DATA LINES >>
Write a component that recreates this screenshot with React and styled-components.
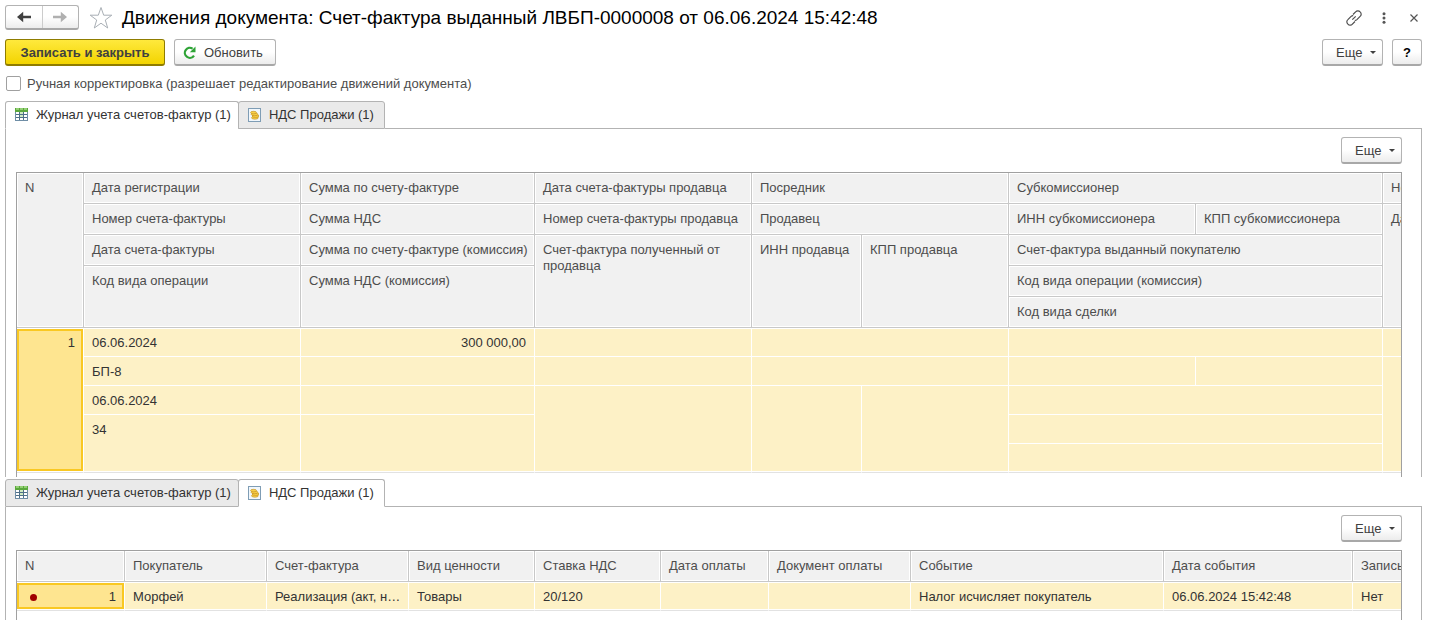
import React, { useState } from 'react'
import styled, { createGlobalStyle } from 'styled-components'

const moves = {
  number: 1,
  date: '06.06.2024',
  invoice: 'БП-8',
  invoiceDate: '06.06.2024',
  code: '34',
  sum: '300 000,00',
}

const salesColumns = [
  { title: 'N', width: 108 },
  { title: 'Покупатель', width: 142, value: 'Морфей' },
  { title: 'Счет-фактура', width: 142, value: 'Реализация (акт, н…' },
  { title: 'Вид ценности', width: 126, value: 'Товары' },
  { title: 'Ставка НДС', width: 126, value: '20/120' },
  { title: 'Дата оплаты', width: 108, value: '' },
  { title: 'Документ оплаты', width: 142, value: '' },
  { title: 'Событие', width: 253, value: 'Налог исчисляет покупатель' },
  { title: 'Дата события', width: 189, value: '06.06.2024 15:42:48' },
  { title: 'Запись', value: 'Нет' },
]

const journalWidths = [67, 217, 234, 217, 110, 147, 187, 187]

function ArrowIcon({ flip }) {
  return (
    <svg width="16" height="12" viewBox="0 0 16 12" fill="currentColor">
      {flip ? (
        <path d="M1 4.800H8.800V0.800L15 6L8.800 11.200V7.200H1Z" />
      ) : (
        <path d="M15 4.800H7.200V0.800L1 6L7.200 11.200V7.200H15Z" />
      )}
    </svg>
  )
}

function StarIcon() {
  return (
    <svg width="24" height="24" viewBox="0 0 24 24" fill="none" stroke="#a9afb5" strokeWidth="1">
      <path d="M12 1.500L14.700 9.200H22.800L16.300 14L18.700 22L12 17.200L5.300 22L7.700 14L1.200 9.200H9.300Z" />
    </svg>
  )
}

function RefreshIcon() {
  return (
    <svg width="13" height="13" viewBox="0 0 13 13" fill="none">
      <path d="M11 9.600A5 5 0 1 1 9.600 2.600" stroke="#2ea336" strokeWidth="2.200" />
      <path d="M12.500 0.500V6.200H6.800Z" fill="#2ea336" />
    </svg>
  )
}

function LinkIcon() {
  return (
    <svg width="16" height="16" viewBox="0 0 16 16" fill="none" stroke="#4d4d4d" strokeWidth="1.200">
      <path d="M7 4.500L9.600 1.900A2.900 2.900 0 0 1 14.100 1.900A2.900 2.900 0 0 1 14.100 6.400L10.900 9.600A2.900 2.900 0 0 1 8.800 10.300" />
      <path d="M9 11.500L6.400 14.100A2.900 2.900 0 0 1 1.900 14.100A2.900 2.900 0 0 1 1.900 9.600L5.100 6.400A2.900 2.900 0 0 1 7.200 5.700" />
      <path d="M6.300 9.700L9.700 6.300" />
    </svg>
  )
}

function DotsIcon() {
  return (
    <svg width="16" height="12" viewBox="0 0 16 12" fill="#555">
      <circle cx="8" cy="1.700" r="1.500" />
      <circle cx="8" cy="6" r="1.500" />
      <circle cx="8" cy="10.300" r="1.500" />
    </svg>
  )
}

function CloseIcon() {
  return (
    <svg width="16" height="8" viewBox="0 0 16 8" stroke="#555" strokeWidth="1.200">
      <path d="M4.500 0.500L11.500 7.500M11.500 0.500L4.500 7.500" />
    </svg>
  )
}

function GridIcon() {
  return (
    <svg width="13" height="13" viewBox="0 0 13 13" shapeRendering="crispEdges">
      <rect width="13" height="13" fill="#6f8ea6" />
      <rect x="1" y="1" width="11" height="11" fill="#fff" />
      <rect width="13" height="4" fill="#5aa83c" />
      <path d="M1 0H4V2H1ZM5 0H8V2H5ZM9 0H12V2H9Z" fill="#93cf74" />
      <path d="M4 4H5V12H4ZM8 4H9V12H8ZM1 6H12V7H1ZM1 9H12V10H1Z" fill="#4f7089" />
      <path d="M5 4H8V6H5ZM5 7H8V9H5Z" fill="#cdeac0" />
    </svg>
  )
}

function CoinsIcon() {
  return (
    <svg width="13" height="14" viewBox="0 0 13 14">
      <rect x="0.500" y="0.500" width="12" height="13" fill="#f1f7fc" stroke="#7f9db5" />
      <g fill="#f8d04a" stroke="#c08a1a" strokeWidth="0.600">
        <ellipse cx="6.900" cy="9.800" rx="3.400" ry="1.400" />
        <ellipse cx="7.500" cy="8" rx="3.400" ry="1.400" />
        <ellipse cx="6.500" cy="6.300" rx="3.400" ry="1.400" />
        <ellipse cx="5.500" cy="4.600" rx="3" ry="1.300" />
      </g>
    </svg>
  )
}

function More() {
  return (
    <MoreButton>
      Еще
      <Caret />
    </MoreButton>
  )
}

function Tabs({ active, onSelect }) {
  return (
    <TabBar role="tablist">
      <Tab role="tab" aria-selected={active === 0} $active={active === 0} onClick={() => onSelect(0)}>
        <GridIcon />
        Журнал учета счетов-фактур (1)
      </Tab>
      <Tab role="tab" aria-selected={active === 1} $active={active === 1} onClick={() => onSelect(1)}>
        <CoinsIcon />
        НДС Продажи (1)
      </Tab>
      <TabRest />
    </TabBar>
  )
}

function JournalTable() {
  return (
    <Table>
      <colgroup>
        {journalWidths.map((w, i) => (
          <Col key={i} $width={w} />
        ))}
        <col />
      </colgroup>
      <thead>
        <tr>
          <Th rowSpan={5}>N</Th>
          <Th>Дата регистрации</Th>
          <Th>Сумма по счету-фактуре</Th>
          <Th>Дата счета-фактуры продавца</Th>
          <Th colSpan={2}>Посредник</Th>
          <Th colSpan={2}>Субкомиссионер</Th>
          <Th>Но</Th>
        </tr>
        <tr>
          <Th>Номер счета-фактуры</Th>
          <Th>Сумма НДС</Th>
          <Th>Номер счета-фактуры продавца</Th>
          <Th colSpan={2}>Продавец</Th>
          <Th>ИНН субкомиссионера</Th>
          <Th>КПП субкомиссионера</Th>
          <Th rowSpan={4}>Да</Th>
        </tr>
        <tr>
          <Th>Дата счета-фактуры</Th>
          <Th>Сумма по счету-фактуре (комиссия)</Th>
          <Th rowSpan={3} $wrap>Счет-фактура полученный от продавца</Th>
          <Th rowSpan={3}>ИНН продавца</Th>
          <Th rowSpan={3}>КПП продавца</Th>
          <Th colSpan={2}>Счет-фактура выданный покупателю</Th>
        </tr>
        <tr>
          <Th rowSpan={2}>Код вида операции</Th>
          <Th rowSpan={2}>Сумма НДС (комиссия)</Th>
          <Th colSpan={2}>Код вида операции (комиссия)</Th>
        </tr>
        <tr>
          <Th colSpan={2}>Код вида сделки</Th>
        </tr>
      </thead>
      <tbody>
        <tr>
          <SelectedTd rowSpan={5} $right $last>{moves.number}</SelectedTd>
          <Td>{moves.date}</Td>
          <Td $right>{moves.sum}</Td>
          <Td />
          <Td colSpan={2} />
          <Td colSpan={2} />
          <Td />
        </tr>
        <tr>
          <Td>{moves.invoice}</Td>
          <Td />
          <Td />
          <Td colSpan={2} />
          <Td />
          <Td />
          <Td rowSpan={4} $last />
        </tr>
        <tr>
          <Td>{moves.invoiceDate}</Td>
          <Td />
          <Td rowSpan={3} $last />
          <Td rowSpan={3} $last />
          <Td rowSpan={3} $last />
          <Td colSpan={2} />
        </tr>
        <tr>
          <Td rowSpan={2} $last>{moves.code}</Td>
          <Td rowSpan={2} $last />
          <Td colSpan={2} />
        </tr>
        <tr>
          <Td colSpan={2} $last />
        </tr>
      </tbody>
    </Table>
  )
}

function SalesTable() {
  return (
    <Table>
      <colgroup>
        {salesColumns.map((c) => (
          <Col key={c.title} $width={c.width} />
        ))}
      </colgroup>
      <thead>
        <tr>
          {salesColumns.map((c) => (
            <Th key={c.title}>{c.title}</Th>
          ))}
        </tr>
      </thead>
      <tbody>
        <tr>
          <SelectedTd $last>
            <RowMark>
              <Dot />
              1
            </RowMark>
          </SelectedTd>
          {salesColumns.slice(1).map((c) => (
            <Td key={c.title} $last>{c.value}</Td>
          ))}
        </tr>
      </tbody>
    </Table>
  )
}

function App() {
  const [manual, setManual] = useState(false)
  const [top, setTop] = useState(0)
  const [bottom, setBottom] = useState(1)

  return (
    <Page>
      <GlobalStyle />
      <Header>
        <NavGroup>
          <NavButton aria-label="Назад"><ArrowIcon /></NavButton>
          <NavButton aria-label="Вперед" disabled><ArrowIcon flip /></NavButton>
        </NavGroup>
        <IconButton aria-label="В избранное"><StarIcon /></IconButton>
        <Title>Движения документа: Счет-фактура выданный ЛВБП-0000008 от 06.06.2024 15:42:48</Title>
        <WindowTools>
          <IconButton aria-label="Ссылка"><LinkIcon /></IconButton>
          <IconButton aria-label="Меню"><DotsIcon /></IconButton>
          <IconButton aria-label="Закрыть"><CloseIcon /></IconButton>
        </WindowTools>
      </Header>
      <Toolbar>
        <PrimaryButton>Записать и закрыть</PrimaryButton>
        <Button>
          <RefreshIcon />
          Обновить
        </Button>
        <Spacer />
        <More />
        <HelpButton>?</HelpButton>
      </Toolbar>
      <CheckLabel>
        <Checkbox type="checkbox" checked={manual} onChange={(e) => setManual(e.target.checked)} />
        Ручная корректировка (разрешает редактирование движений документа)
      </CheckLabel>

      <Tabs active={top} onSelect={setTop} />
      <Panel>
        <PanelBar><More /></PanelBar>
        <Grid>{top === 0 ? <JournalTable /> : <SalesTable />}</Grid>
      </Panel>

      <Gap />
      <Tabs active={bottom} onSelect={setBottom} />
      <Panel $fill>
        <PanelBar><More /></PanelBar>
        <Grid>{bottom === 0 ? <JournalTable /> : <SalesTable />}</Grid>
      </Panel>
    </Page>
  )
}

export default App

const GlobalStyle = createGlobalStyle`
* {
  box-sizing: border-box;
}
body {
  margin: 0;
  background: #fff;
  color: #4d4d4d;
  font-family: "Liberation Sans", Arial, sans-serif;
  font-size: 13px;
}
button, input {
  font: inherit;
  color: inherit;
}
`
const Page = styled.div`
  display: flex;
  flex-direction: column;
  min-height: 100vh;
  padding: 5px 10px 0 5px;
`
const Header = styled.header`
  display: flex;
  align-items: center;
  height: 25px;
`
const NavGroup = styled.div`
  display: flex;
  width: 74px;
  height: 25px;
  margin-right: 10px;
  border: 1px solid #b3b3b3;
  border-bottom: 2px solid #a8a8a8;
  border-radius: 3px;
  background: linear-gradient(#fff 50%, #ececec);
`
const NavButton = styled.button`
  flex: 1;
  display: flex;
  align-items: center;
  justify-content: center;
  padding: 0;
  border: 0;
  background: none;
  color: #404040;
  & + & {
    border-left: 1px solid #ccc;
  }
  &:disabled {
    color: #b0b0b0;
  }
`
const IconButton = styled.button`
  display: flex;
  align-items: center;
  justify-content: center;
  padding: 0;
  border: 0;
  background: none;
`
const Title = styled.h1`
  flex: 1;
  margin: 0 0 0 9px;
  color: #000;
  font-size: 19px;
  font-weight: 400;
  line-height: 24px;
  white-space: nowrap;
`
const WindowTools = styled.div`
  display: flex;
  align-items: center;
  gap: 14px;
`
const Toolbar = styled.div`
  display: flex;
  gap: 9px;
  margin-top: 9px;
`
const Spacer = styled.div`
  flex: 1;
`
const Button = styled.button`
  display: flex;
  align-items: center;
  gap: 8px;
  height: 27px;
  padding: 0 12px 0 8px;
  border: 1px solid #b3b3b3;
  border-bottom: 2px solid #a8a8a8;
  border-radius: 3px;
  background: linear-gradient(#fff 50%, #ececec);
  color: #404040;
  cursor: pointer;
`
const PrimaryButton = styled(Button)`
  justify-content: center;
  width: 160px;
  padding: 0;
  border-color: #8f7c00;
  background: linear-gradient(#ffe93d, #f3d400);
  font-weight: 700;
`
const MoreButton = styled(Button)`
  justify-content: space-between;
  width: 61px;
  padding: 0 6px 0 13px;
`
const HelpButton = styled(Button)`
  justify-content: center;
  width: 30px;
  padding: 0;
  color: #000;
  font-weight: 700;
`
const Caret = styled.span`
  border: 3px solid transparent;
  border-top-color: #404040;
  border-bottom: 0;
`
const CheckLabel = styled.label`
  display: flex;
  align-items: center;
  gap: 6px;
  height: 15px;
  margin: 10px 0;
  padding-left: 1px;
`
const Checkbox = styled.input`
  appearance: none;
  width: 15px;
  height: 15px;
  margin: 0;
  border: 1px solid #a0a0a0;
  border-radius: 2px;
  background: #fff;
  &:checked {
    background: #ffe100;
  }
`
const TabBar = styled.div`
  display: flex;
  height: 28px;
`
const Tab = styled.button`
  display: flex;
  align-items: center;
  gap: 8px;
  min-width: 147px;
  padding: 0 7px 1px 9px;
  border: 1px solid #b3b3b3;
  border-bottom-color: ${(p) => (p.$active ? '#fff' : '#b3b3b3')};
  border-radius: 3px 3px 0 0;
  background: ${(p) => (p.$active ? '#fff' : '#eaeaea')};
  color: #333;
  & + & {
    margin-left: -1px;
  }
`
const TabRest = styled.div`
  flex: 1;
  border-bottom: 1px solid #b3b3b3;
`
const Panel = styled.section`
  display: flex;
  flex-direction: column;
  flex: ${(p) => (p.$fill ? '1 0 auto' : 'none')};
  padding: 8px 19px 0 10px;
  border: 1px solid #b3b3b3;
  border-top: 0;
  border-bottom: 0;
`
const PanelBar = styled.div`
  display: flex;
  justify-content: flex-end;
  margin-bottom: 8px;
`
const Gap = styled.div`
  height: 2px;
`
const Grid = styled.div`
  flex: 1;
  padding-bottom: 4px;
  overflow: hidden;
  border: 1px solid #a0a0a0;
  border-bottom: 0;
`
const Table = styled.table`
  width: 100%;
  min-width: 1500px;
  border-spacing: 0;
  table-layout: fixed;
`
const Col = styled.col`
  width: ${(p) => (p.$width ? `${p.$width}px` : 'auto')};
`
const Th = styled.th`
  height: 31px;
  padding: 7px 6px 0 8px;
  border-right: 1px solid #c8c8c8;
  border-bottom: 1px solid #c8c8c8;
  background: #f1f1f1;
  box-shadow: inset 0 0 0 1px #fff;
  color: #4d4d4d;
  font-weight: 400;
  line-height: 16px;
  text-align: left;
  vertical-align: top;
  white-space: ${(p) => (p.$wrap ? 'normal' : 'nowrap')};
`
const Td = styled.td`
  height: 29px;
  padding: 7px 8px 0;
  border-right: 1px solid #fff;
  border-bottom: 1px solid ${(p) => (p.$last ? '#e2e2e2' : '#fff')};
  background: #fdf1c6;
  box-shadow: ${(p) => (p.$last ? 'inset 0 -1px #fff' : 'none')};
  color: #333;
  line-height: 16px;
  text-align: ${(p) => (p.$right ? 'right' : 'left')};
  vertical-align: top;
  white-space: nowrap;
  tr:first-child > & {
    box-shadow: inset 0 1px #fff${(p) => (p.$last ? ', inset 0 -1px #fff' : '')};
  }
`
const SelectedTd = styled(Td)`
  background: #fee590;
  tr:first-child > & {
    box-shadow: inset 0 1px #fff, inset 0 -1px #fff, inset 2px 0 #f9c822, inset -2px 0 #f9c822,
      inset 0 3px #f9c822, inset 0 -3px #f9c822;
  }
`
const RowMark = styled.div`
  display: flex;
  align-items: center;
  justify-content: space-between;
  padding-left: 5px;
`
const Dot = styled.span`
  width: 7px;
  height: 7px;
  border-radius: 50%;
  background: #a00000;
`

PROMPT >> Write out again, exactly, the lines from the start of the listing up to the line containing "const journalWidths = [67, 217, 234, 217, 110, 147, 187, 187]", with both ends and without pictures.

COMPLETE RESPONSE >>
Write a component that recreates this screenshot with React and styled-components.
import React, { useState } from 'react'
import styled, { createGlobalStyle } from 'styled-components'

const moves = {
  number: 1,
  date: '06.06.2024',
  invoice: 'БП-8',
  invoiceDate: '06.06.2024',
  code: '34',
  sum: '300 000,00',
}

const salesColumns = [
  { title: 'N', width: 108 },
  { title: 'Покупатель', width: 142, value: 'Морфей' },
  { title: 'Счет-фактура', width: 142, value: 'Реализация (акт, н…' },
  { title: 'Вид ценности', width: 126, value: 'Товары' },
  { title: 'Ставка НДС', width: 126, value: '20/120' },
  { title: 'Дата оплаты', width: 108, value: '' },
  { title: 'Документ оплаты', width: 142, value: '' },
  { title: 'Событие', width: 253, value: 'Налог исчисляет покупатель' },
  { title: 'Дата события', width: 189, value: '06.06.2024 15:42:48' },
  { title: 'Запись', value: 'Нет' },
]

const journalWidths = [67, 217, 234, 217, 110, 147, 187, 187]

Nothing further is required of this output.